### YOUR INSTRUCTIONS
Check each line of the material below, and copy it if it holds the string "styles".

### INFORMATION SHOWN
******

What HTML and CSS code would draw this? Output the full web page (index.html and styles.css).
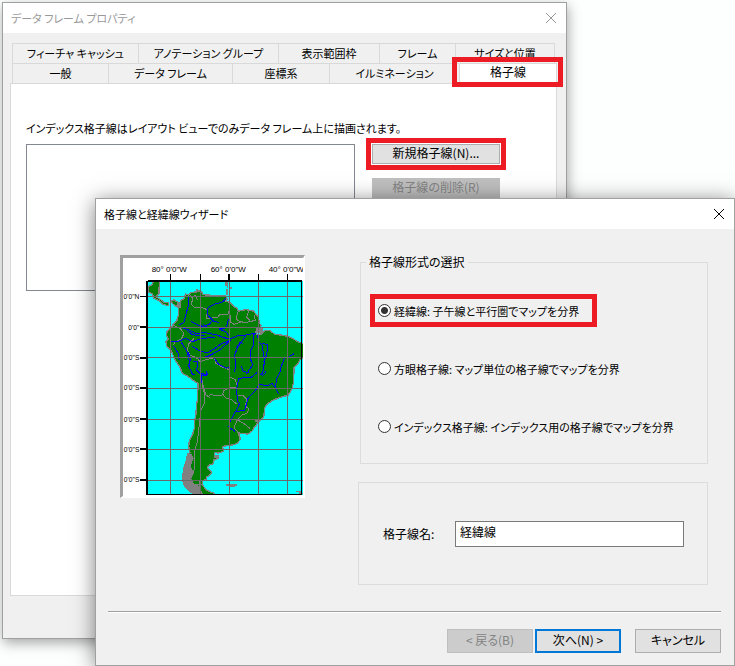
FILE: index.html
```html
<!DOCTYPE html>
<html lang="ja">
<head>
<meta charset="utf-8">
<title>データ フレーム プロパティ</title>
<link rel="stylesheet" href="styles.css">
</head>
<body>
<main class="desktop">
  <section class="window properties">
    <header class="titlebar inactive">
      <span>データ フレーム プロパティ</span>
      <button class="close" aria-label="閉じる"><svg width="12" height="12" viewBox="0 0 12 12"><path d="M1 1L11 11M11 1L1 11"/></svg></button>
    </header>
    <div class="properties-body">
      <div class="tabs" role="tablist">
        <div class="tab-row upper">
          <button class="tab" role="tab">フィーチャ キャッシュ</button>
          <button class="tab" role="tab">アノテーション グループ</button>
          <button class="tab" role="tab">表示範囲枠</button>
          <button class="tab" role="tab">フレーム</button>
          <button class="tab" role="tab">サイズと位置</button>
        </div>
        <div class="tab-row lower">
          <button class="tab" role="tab">一般</button>
          <button class="tab" role="tab">データ フレーム</button>
          <button class="tab" role="tab">座標系</button>
          <button class="tab" role="tab">イルミネーション</button>
          <button class="tab active" role="tab" aria-selected="true">格子線</button>
        </div>
      </div>
      <div class="panel" role="tabpanel">
        <p class="note">インデックス格子線はレイアウト ビューでのみデータ フレーム上に描画されます。</p>
        <div class="grid-list">
          <div class="listbox" role="listbox" aria-label="格子線"></div>
          <div class="actions">
            <div class="marked-button"><button class="button">新規格子線(N)...</button></div>
            <button class="button" disabled>格子線の削除(R)</button>
          </div>
        </div>
      </div>
    </div>
  </section>

  <section class="window wizard">
    <header class="titlebar">
      <span>格子線と経緯線ウィザード</span>
      <button class="close" aria-label="閉じる"><svg width="12" height="12" viewBox="0 0 12 12"><path d="M1 1L11 11M11 1L1 11"/></svg></button>
    </header>
    <form class="wizard-body">
      <div class="content">
        <div class="preview">
          <svg width="180" height="238" viewBox="39 39 540 714" shape-rendering="crispEdges">
            <rect x="39" y="39" width="540" height="714" fill="#fff"/>
            <rect x="110" y="108" width="469" height="642" fill="#0ff"/>
            <g fill="#008000" stroke="#808080" stroke-width="4" stroke-linejoin="bevel">
              <path d="M148 110L147 145L138 155L150 163L163 172L176 174L176 182L158 178L146 166L132 160L128 148L115 140L115 124L126 119L130 110Z"/>
              <path d="M183 168L192 164L203 172L208 180L211 168L224 160L226 147L236 150L243 143L256 143L266 136L274 140L280 149L300 151L320 153L346 153L352 161L347 168L362 173L370 184L380 190L386 198L408 194L430 198L440 210L446 216L447 232L453 242L447 256L436 262L443 270L456 266L466 256L480 257L494 268L512 270L532 274L548 280L562 290L581 296V338L569 345L562 358L552 367L551 410L546 432L535 450L518 455L490 465L475 475L465 486L463 500L461 516L446 530L432 548L426 558L414 567L400 566L385 564L391 582L383 594L368 600L338 604L340 619L326 624L314 623L315 638L327 637L324 641L312 644L310 656L299 660L291 668L298 675L306 680L302 688L290 696L288 703L277 708L279 722L288 734L300 740L313 745L313 748H258L244 742L230 731L221 717L217 698L220 680L224 660L230 646L232 628L240 624L236 604L238 586L248 570L253 550L254 526L258 508L259 484L263 460L264 416L250 406L234 394L216 384L210 366L200 352L190 332L182 315L170 304L168 290L175 284L170 272L171 260L182 250L188 240L200 228L205 212L205 182L197 184L188 176Z"/>
            </g>
            <g fill="#808080">
              <path d="M232 628L244 626L250 640L242 664L252 684L244 700L252 716L270 724L278 746L258 748L230 734L218 716L218 680Z"/>
              <path d="M348 718H382V722H376V726H356V724H348ZM314 631H328V640H314ZM558 738H572V744H579V748H566V742H558ZM252 137H258V132H264V137H275V142H252ZM284 148H300V153H284ZM346 112H354V128H350V122H346ZM348 132H354V150H348ZM358 126H365V132H358ZM436 522H448V532H436ZM438 246H460V264H438ZM202 174H212V188H202Z"/>
            </g>
            <g fill="none" stroke="#808080" stroke-width="3" stroke-linejoin="bevel">
              <path d="M241 150L247 162L245 178L252 186H270M244 158L257 150L262 166M270 186L292 194L290 220L322 218L328 210L354 208L360 188M362 210L360 230L372 238L396 230L402 234L436 226L432 210M384 200L378 222L394 232M416 198L410 216L420 226M190 240L212 252L222 266L214 282L196 290L190 300M252 280L236 296L232 314L240 330L262 340L270 350L272 380L277 412L288 450L300 458M270 350L296 342L314 338L316 354L336 366L358 374L360 396L376 404L382 424M292 456L302 449L320 452L336 450L342 436L358 428L378 426M338 446L346 458L364 464L382 478M384 450H398L410 462L406 484L416 490L412 504L396 510L382 524L372 548L384 562M382 524L402 536L420 550M276 418L284 450L282 478L272 498L270 520L266 556L262 590L254 618L252 640L255 668L244 694M250 719H278M268 704V740M238 590L250 560"/>
              <path d="M240 640H252M236 655H246M240 675H250"/>
            </g>
            <g fill="none" stroke="#00f" stroke-width="3" stroke-linejoin="bevel">
              <path d="M236 152L234 186L226 214L222 232L208 240M346 160L340 170L312 178L294 188L292 208L302 220L310 228L326 232M244 230L264 240L278 244L298 238L306 228M278 238L292 246H312M360 216L352 232L350 248L326 252L348 260L360 278M208 246L234 254L260 266L280 262L320 270L342 278L360 282L388 270H408L436 264M232 256L246 268L266 272L286 270M180 290L202 290L228 280L248 290L270 282L314 276M190 302L204 324L208 346M214 292L230 318L238 348M246 304L270 318L292 324L318 308L334 296L360 286M266 340L294 334L328 316L348 298L364 284M314 340L326 358L350 370L358 366M374 380L378 348L372 334L382 310L406 274M378 310L390 292L400 296M410 386L428 360L420 338L422 316L432 298L430 270L436 264M394 362L398 378L416 384M442 270L446 290L456 300L464 346L458 384L452 390M456 294L474 300L470 330L460 352M234 320L242 342L236 362L248 390L256 388M248 350L264 348L260 376L274 390M288 378L292 388L274 392L274 414M524 336L512 370L512 378L500 400L496 426M552 326L538 334M380 430L386 400L406 398H422L442 382M458 392L468 380M438 434L448 418L472 422L486 416L498 430L506 448M438 434L414 460L404 496L376 500L360 532L356 546L376 560M380 430L382 468L388 476L378 500"/>
              <path d="M274 386H280V390H292"/>
            </g>
            <path d="M181 108V748M271 108V748M358 108V748M445 108V748M532 108V748M113 154H579M113 247H579M113 338H579M113 429H579M113 523H579M113 613H579M113 705H579" fill="none" stroke="#696969" stroke-width="3"/>
            <path d="M113 107H576M111 108V750M108 748H576M181 87V108M271 87V108M357 87V108M445 87V108M532 87V108M90 154H110M90 246H110M90 338H110M90 429H110M90 522H110M90 612H110M90 705H110" fill="none" stroke="#000" stroke-width="5"/>
            <path d="M575 108V750" stroke="#000" stroke-width="3"/>
            <g class="degree longitude">
              <text x="125" y="81">80° 0'0"W</text>
              <text x="302" y="81">60° 0'0"W</text>
              <text x="476" y="81">40° 0'0"W</text>
            </g>
            <g class="degree latitude">
              <text x="88" y="161">0'0"N</text>
              <text x="88" y="254">0'0"</text>
              <text x="88" y="345">0'0"S</text>
              <text x="88" y="436">0'0"S</text>
              <text x="88" y="530">0'0"S</text>
              <text x="88" y="620">0'0"S</text>
              <text x="88" y="712">0'0"S</text>
            </g>
          </svg>
        </div>
        <div class="settings">
          <fieldset class="group types">
            <legend>格子線形式の選択</legend>
            <label class="choice marked"><input type="radio" name="type" checked>経緯線: 子午線と平行圏でマップを分界</label>
            <label class="choice"><input type="radio" name="type">方眼格子線: マップ単位の格子線でマップを分界</label>
            <label class="choice"><input type="radio" name="type">インデックス格子線: インデックス用の格子線でマップを分界</label>
          </fieldset>
          <div class="group naming">
            <label for="grid-name">格子線名:</label>
            <input id="grid-name" type="text" value="経緯線">
          </div>
        </div>
      </div>
      <footer class="footer">
        <button type="button" class="button" disabled>&lt; 戻る(B)</button>
        <button type="button" class="button default">次へ(N) &gt;</button>
        <button type="button" class="button cancel">キャンセル</button>
      </footer>
    </form>
  </section>
</main>
</body>
</html>
```
FILE: styles.css
```css
* {
  box-sizing: border-box;
}

body {
  margin: 0;
  background: #fcfffe;
  color: #000;
  font: 12px/16px "Noto Sans CJK JP", sans-serif;
  font-feature-settings: "palt";
}

button,
input {
  font: inherit;
  font-feature-settings: inherit;
  color: inherit;
}

.desktop {
  position: relative;
  min-height: 100vh;
  padding: 2px 168px 2px 2px;
  overflow: hidden;
}

.window {
  display: flex;
  flex-direction: column;
  border: 1px solid #a0a0a0;
  background: #f0f0f0;
}

.properties {
  min-height: 637px;
  box-shadow: 1px 4px 12px rgba(0, 0, 0, 0.35);
}

.wizard {
  position: absolute;
  top: 198px;
  left: 95px;
  right: 0;
  box-shadow: 0 3px 20px rgba(0, 0, 0, 0.5);
}

.titlebar {
  display: flex;
  align-items: center;
  justify-content: space-between;
  height: 30px;
  padding: 0 9px 0 8px;
  background: #fff;
}

.titlebar,
.tab,
.note,
.choice {
  font-size: 11px;
}

.inactive {
  color: #999;
}

.close {
  display: flex;
  padding: 0;
  border: 0;
  background: none;
}

.close path {
  fill: none;
  stroke: currentColor;
  stroke-width: 1;
}

.properties-body {
  display: flex;
  flex: 1;
  flex-direction: column;
  padding: 10px 9px 42px 7px;
}

.tabs {
  padding-left: 2px;
}

.tab-row {
  display: grid;
  height: 20px;
}

.upper {
  grid-template-columns: 126fr 140fr 101fr 76fr 100fr;
  margin-right: 2px;
}

.lower {
  grid-template-columns: 96fr 124fr 97fr 130fr 98fr;
}

.tab {
  padding: 0 0 2px;
  border: 1px solid #d9d9d9;
  border-width: 1px 0 0 1px;
  background: #f0f0f0;
  white-space: nowrap;
}

.upper .tab:last-child {
  border-right-width: 1px;
}

.active {
  position: relative;
  margin-bottom: -1px;
  border-right-width: 1px;
  padding-bottom: 4px;
  background: #fff;
  font-size: 12px;
}

.active::after {
  content: "";
  position: absolute;
  inset: -7px -7px -3px -8px;
  border: 5px solid #ed1c24;
}

.panel {
  flex: 1;
  padding: 36px 15px;
  border: 1px solid #d9d9d9;
  background: #fff;
}

.note {
  margin: 0 0 8px;
}

.grid-list {
  display: flex;
  align-items: flex-start;
  gap: 11px;
}

.listbox {
  width: 329px;
  height: 147px;
  border: 1px solid #828790;
}

.actions {
  display: flex;
  flex-direction: column;
  align-items: center;
  gap: 8px;
  width: 140px;
  margin-top: -6px;
}

.marked-button {
  padding: 1px;
  border: 5px solid #ed1c24;
}

.button {
  padding: 0 0 2px;
  border: 1px solid #adadad;
  background: #e1e1e1;
  white-space: nowrap;
}

.actions .button {
  display: block;
  width: 128px;
  height: 20px;
  line-height: 16px;
}

.button:disabled {
  border-color: #bfbfbf;
  background: #ccc;
  color: #838383;
}

.actions .button:disabled {
  background: #bfbfbf;
}

.wizard-body {
  padding: 26px 13px 12px 12px;
}

.content {
  display: flex;
  gap: 53px;
  padding: 0 13px 26px 12px;
  border-bottom: 1px solid #a0a0a0;
  box-shadow: 0 1px #fff;
}

.preview {
  align-self: flex-start;
  border: 3px solid;
  border-color: #a0a0a0 #fff #fff #a0a0a0;
  border-right-width: 2px;
  border-bottom-width: 2px;
}

.preview svg {
  display: block;
}

.degree {
  font-family: "Liberation Sans", sans-serif;
}

.longitude {
  font-size: 24px;
}

.latitude {
  font-size: 20px;
  text-anchor: end;
}

.settings {
  flex: 1;
  min-width: 0;
  margin-top: -1px;
}

.group {
  border: 1px solid #dcdcdc;
}

.types {
  display: flex;
  flex-direction: column;
  align-items: flex-start;
  gap: 25px;
  min-width: 0;
  margin: 0 0 18px 2px;
  padding: 24px 9px 20px;
}

.types legend {
  margin-left: -4px;
  padding: 0 3px;
}

.choice {
  display: flex;
  align-items: center;
  height: 33px;
  padding: 0 13px 0 3px;
  border: 5px solid transparent;
  white-space: nowrap;
}

.marked {
  border-color: #ed1c24;
}

.choice input {
  appearance: none;
  width: 13px;
  height: 13px;
  margin: 0 3px 0 0;
  border: 1px solid #333;
  border-radius: 50%;
  background: #fff;
}

.choice input:checked {
  background: radial-gradient(circle, #333 0 3px, #fff 4px);
}

.naming {
  display: flex;
  align-items: center;
  justify-content: space-between;
  height: 103px;
  padding: 0 23px 0 24px;
}

.naming input {
  width: 229px;
  height: 26px;
  padding: 0 4px 5px;
  border: 1px solid #7a7a7a;
  background: #fff;
}

.footer {
  display: flex;
  justify-content: flex-end;
  gap: 2px;
  padding-top: 17px;
}

.footer .button {
  width: 86px;
  height: 24px;
}

.footer .default {
  border: 2px solid #0078d7;
}

.footer .cancel {
  margin-left: 12px;
}
```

******

### FINISHED EXERCISE
What HTML and CSS code would draw this? Output the full web page (index.html and styles.css).
<link rel="stylesheet" href="styles.css">
FILE: styles.css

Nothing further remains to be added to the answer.